Too Bad the Idol Diet Hasn’t Made a Diet Joke Yet

It’s actually fair to say Idol Jihen, or Idol Incidents, is similar to an Aikatsu arc. The story are as similar to children’s cartoon (or my stereotypical understanding of such) as late night anime gets. It is just a framework or vehicle to put some database, database, in your anime.

But I think it’s better to look at Idol Jihen as a headtrick. The fact that idols are your congressional representatives, and sometimes they solve problems using idol powers, are the trick. The teach is how to be active politically, and what it means.

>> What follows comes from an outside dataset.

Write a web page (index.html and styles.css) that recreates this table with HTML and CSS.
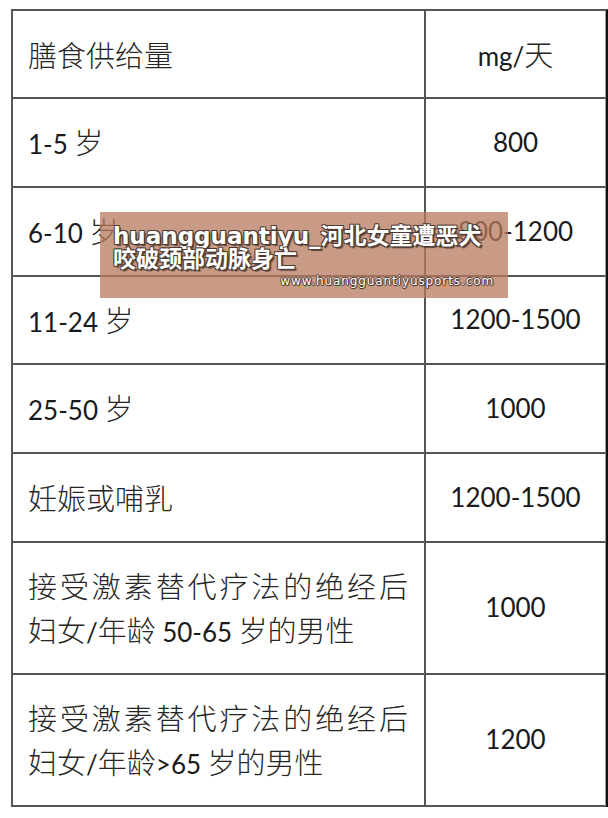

If your President was an idol, would you support him or her? Would his or her political opponents be old and fat men and women dealing shadily in the night inside expensive eateries? More importantly what otaku character traits will your President have? Is he or she a Honkers or Kasumi? Or an Amami Haruka? Or Shimada Mayu? This is what most of us care about, but this is also the part that’s not really important in the larger scheme of things. I think I speak for all the lolicons in the world that the weaponized feelings of children is a great plot device that we can use more of, at least in moderation. It makes for a great distraction, to not let yourself engage the material critically.

[This is similar but different than Akibastrip anime, which is using social involvement and caricature of Akiba’s socio-economic problems to identify, well, stuff to market? I think? I’m most likely wrong but can someone explain to me how Akiba’s Trip isn’t just a giant Earphones plug (along with all their guest musicians/seiyuu), sponsored by Maidreaming?]

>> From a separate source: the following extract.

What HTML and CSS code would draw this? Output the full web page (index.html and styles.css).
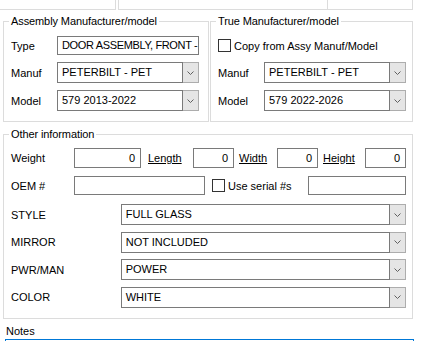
FILE: index.html
```html
<!DOCTYPE html>
<html>
<head>
	<meta charset="UTF-8">
	<title>Part details</title>
	<link rel="stylesheet" href="styles.css">
</head>
<body>
	<!--bottom of the panels above-->
	<div class="top">
		<div class="top-cell top-a"></div>
		<div class="top-cell top-b"></div>
		<div class="top-cell top-c"></div>
	</div>

	<div class="pair">
		<fieldset class="grp grp-left">
			<legend>Assembly Manufacturer/model</legend>
			<div class="form">
				<span class="lbl">Type</span>
				<div class="tb tb-type">DOOR ASSEMBLY, FRONT -</div>
				<span class="lbl">Manuf</span>
				<div class="combo"><span class="val">PETERBILT - PET</span><span class="btn"><svg width="7" height="4" viewBox="0 0 7 4"><polyline points="0.5,0.5 3.5,3.5 6.5,0.5" /></svg></span></div>
				<span class="lbl">Model</span>
				<div class="combo"><span class="val">579 2013-2022</span><span class="btn"><svg width="7" height="4" viewBox="0 0 7 4"><polyline points="0.5,0.5 3.5,3.5 6.5,0.5" /></svg></span></div>
			</div>
		</fieldset>

		<fieldset class="grp grp-right">
			<legend>True Manufacturer/model</legend>
			<div class="form">
				<label class="chk-line wide"><span class="chk"></span>Copy from Assy Manuf/Model</label>
				<span class="lbl">Manuf</span>
				<div class="combo"><span class="val">PETERBILT - PET</span><span class="btn"><svg width="7" height="4" viewBox="0 0 7 4"><polyline points="0.5,0.5 3.5,3.5 6.5,0.5" /></svg></span></div>
				<span class="lbl">Model</span>
				<div class="combo"><span class="val">579 2022-2026</span><span class="btn"><svg width="7" height="4" viewBox="0 0 7 4"><polyline points="0.5,0.5 3.5,3.5 6.5,0.5" /></svg></span></div>
			</div>
		</fieldset>
	</div>

	<fieldset class="grp grp-other">
		<legend>Other information</legend>
		<div class="dims">
			<span class="lbl">Weight</span>
			<div class="tb num">0</div>
			<a class="lnk lnk-len">Length</a>
			<div class="tb num">0</div>
			<a class="lnk">Width</a>
			<div class="tb num">0</div>
			<a class="lnk">Height</a>
			<div class="tb num">0</div>
		</div>
		<div class="oem">
			<span class="lbl">OEM #</span>
			<div class="tb tb-oem"></div>
			<label class="chk-line serial"><span class="chk"></span>Use serial #s</label>
			<div class="tb tb-serial"></div>
		</div>
		<div class="attr">
			<span class="lbl">STYLE</span>
			<div class="combo"><span class="val">FULL GLASS</span><span class="btn"><svg width="7" height="4" viewBox="0 0 7 4"><polyline points="0.5,0.5 3.5,3.5 6.5,0.5" /></svg></span></div>
		</div>
		<div class="attr">
			<span class="lbl">MIRROR</span>
			<div class="combo"><span class="val">NOT INCLUDED</span><span class="btn"><svg width="7" height="4" viewBox="0 0 7 4"><polyline points="0.5,0.5 3.5,3.5 6.5,0.5" /></svg></span></div>
		</div>
		<div class="attr">
			<span class="lbl">PWR/MAN</span>
			<div class="combo"><span class="val">POWER</span><span class="btn"><svg width="7" height="4" viewBox="0 0 7 4"><polyline points="0.5,0.5 3.5,3.5 6.5,0.5" /></svg></span></div>
		</div>
		<div class="attr">
			<span class="lbl">COLOR</span>
			<div class="combo"><span class="val">WHITE</span><span class="btn"><svg width="7" height="4" viewBox="0 0 7 4"><polyline points="0.5,0.5 3.5,3.5 6.5,0.5" /></svg></span></div>
		</div>
	</fieldset>

	<!--notes-->
	<div class="notes-lbl">Notes</div>
	<div class="notes"><span class="caret"></span></div>
</body>
</html>
```

FILE: styles.css
```css
* {
	margin: 0;
	padding: 0;
	box-sizing: border-box;
}

body {
	width: 422px;
	height: 341px;
	overflow: hidden;
	background: #fff;
	color: #000;
	font-family: "Liberation Sans", Arial, sans-serif;
	font-size: 11px;
	line-height: 14px;
}

/* panels above, only their bottom is visible */
.top {
	display: flex;
	height: 10px;
}

.top-cell {
	border-bottom: 1px solid #dcdcdc;
}

.top-a {
	width: 116px;
	border-right: 1px solid #dcdcdc;
}

.top-b {
	width: 210px;
	margin-left: 2px;
	border-left: 1px solid #dcdcdc;
	border-right: 1px solid #dcdcdc;
}

.top-c {
	width: 85px;
	border-right: 1px solid #dcdcdc;
}

/* group boxes */
.grp {
	border: 1px solid #dcdcdc;
	min-width: 0;
	padding: 8px 9px 10px 7px;
}

.grp legend {
	padding: 0 2px;
	margin-left: -2px;
	line-height: 14px;
	letter-spacing: -0.1px;
}

.pair {
	display: flex;
	gap: 1px;
	margin: 4px 0 0 3px;
}

.grp-left {
	width: 206px;
}

.grp-right {
	width: 203px;
}

.form {
	display: grid;
	grid-template-columns: 46px 142px;
	grid-template-rows: 19px 21px 21px;
	row-gap: 7px;
	align-items: center;
}

.wide {
	grid-column: 1 / 3;
}

.lbl {
	white-space: nowrap;
}

/* text boxes */
.tb {
	height: 19px;
	border: 1px solid #7a7a7a;
	background: #fff;
	padding: 0 4px;
	line-height: 17px;
	white-space: nowrap;
	overflow: hidden;
}

.tb-type {
	padding-left: 4px;
	letter-spacing: -0.35px;
}

.num {
	height: 20px;
	line-height: 18px;
	text-align: right;
	padding-right: 5px;
}

/* combo boxes */
.combo {
	display: flex;
	height: 21px;
}

.combo .val {
	flex: 1;
	border: 1px solid #7a7a7a;
	padding-left: 4px;
	line-height: 19px;
	white-space: nowrap;
	overflow: hidden;
}

.combo .btn {
	width: 16px;
	border: 1px solid #adadad;
	border-left: none;
	background: #e5e5e5;
	display: flex;
	align-items: center;
	justify-content: center;
}

.combo .btn svg {
	fill: none;
	stroke: #606060;
	stroke-width: 1;
}

/* check boxes */
.chk-line {
	display: flex;
	align-items: center;
	white-space: nowrap;
}

.chk {
	width: 13px;
	height: 13px;
	border: 1px solid #333;
	background: #fff;
	margin-right: 3px;
}

/* other information */
.grp-other {
	width: 410px;
	margin: 5px 0 0 3px;
	padding: 7px 6px 10px 7px;
}

.dims {
	display: grid;
	grid-template-columns: 63px 67px 52px 41px 43px 41px 47px 41px;
	align-items: center;
	height: 20px;
}

.lnk {
	color: #000;
	text-decoration: underline;
	padding-left: 5px;
}

.lnk-len {
	padding-left: 7px;
}

.oem {
	display: flex;
	align-items: center;
	height: 19px;
	margin-top: 8px;
}

.oem .lbl {
	width: 63px;
}

.tb-oem {
	width: 131px;
}

.serial {
	margin-left: 7px;
}

.tb-serial {
	width: 98px;
	margin-left: auto;
}

.attr {
	display: flex;
	align-items: center;
	margin-top: 6.5px;
}

.oem + .attr {
	margin-top: 9px;
}

.attr .lbl {
	width: 110px;
}

.attr .combo {
	width: 286px;
}

/* notes */
.notes-lbl {
	margin: 5px 0 1px 6px;
}

.notes {
	margin-left: 5px;
	width: 409px;
	height: 30px;
	border: 1px solid #0078d7;
	padding: 3px 0 0 3px;
}

.caret {
	display: block;
	width: 1px;
	height: 14px;
	background: #000;
}
```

Idol Jihen, for example, doesn’t solve episode 6’s ghostly problems with magic of Aomori Ringo Powers (they are delicious) but flat out is making a stance on dreams of space (a very otaku-friendly position) being chipped and kicked to the curb by more pedestrian monetary concerns. It would be pretty true to life to say that people in national lawmaking bodies bicker about how to spend pork, that is a summary of episode 6 in half a sentence. In that way, Idol Jihen is extremely convincing because the narrative is akin to low-effort propaganda. Just talk to people who care about NASA and NASA’s budget over the past 50 years and this is basically their position in a nutshell, but the way that narrative came about in Idol Jihen is rather, what’s the word, romantic yet pragmatic?

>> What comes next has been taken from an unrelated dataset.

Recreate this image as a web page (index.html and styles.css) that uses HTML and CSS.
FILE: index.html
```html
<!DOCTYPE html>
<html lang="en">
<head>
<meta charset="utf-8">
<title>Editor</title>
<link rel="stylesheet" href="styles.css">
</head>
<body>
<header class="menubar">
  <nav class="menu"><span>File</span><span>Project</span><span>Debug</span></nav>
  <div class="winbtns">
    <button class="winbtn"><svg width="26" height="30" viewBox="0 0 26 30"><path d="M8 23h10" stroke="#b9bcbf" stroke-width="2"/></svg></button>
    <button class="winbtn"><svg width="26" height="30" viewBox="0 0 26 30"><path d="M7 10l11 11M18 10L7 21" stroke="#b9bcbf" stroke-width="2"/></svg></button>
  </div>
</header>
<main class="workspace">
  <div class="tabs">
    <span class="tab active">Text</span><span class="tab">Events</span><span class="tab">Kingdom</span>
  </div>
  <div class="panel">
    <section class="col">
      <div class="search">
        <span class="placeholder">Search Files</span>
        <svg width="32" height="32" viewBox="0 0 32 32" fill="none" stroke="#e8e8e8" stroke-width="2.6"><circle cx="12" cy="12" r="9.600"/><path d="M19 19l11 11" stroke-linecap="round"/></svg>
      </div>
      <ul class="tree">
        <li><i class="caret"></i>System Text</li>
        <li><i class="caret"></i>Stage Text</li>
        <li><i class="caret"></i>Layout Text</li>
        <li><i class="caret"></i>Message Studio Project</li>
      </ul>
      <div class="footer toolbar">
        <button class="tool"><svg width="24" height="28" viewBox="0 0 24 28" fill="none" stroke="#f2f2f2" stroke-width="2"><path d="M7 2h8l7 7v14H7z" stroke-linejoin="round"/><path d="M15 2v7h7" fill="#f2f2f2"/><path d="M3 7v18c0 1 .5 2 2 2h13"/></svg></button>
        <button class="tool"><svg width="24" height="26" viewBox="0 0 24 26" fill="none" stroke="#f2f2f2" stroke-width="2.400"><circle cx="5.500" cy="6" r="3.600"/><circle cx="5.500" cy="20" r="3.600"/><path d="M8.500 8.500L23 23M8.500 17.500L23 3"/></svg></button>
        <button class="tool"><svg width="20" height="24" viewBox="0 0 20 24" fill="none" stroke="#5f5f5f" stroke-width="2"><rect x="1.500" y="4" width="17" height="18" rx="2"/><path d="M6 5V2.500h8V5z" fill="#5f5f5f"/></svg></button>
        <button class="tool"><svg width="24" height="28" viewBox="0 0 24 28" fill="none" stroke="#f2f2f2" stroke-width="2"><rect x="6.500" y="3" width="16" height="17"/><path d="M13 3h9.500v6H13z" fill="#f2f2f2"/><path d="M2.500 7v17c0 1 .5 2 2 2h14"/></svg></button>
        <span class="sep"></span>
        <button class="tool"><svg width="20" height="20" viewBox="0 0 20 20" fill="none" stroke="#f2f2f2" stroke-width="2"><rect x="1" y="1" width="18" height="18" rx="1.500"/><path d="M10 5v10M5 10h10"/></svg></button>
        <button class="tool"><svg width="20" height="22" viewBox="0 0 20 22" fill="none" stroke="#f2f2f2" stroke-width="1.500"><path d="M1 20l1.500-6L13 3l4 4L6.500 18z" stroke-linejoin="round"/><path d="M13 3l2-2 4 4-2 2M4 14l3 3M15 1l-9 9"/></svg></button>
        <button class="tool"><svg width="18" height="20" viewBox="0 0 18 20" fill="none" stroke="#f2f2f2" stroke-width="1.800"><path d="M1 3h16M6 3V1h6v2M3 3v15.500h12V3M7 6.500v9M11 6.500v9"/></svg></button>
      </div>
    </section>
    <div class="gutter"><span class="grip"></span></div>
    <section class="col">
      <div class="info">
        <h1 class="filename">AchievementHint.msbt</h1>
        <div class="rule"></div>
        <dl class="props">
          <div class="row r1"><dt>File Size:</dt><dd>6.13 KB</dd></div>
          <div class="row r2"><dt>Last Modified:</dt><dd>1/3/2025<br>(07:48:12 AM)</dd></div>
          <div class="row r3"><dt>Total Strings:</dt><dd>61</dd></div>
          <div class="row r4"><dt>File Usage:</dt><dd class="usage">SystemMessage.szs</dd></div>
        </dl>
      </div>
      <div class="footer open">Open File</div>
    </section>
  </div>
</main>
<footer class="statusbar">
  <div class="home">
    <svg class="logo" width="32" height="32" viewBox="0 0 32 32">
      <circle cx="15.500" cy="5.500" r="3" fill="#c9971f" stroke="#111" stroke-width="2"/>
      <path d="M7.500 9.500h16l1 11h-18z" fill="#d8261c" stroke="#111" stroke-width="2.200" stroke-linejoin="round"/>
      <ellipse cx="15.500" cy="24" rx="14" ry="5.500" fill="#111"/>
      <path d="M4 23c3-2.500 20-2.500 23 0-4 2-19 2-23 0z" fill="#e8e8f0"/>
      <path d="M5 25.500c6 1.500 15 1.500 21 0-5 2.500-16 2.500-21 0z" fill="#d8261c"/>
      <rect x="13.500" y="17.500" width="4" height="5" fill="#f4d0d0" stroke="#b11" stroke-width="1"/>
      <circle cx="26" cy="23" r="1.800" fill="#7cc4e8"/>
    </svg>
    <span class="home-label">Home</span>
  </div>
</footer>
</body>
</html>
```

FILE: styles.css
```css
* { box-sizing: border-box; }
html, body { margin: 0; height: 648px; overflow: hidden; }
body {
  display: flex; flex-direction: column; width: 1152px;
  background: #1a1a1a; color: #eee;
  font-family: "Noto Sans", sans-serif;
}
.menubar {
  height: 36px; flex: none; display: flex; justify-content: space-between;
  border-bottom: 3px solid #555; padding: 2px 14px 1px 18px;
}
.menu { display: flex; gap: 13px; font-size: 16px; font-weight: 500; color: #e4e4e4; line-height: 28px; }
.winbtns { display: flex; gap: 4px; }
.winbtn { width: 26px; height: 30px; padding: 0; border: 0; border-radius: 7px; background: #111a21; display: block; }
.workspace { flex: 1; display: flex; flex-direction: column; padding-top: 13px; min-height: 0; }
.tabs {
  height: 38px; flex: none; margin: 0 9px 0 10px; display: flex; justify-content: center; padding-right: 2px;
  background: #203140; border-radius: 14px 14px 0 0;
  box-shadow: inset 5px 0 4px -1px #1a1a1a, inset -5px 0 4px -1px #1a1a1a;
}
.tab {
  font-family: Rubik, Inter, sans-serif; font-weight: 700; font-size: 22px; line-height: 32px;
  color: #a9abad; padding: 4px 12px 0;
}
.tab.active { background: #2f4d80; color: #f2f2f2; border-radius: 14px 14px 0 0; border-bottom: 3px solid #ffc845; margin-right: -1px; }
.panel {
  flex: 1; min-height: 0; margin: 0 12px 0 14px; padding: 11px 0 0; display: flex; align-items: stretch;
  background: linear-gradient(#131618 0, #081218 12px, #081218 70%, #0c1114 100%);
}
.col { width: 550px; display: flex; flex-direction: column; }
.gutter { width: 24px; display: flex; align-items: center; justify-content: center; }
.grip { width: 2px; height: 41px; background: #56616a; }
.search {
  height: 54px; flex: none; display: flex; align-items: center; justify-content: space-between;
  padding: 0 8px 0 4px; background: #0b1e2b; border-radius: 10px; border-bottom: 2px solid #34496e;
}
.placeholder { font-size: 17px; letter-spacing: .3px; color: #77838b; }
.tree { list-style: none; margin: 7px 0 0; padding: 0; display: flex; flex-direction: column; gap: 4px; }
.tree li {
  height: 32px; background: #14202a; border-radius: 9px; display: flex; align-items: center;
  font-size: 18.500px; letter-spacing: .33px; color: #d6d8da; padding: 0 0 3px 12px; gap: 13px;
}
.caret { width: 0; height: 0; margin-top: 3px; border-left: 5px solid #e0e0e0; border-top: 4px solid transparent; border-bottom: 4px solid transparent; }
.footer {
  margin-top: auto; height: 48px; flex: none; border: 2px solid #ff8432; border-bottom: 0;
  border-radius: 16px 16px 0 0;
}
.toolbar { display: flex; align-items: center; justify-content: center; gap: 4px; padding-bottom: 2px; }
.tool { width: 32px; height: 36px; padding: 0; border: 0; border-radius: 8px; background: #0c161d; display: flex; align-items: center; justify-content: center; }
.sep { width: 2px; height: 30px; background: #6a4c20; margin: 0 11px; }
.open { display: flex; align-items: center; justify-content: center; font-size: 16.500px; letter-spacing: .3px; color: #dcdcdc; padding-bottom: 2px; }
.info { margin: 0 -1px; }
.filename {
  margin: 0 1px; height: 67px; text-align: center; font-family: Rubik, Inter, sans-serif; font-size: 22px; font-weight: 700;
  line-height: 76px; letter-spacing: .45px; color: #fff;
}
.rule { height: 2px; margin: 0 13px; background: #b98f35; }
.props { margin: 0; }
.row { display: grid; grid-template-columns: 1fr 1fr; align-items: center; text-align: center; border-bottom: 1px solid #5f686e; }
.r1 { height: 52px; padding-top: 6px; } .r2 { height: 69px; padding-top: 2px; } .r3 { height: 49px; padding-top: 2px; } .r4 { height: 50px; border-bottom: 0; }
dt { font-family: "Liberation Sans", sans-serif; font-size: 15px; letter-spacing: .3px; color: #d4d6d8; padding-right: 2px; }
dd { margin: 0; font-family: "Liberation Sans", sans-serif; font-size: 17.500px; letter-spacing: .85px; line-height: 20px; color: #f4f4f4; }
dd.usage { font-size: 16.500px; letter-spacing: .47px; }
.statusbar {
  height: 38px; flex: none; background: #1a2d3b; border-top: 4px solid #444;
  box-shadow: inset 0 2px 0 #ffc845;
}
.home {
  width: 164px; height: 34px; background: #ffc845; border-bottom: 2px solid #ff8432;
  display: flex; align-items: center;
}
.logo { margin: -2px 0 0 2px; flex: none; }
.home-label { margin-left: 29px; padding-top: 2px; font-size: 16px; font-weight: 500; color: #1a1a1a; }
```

I could go on in detail about the issues in Idol Jihen, but I just want to point at one more thing: the sense of principled governance. One of the best shield behind criticism in politics like this is that you are advocating for your constituency. Sure, everybody says this, even if s/he is outright wrong and knows it. Which is why every villain in Idol Jihen breaks that trust as an elected official, and when it isn’t (such as episode 7), the point was about having internal consistency and being a person of principle. It’s a strong and clear signal. This is good, in that the stories in Idol Jihen honors the core tenant of government by principle, and the vilification is about the kind of behavior that people typically vilify in governance–cronyism, autocracy, putting the power grab before the common good.

PS. If you want to go one more meta up: Idol Jihen is as blunt as a trout, because nuance is a losing strategy in politics. If you are explaining, you’re losing.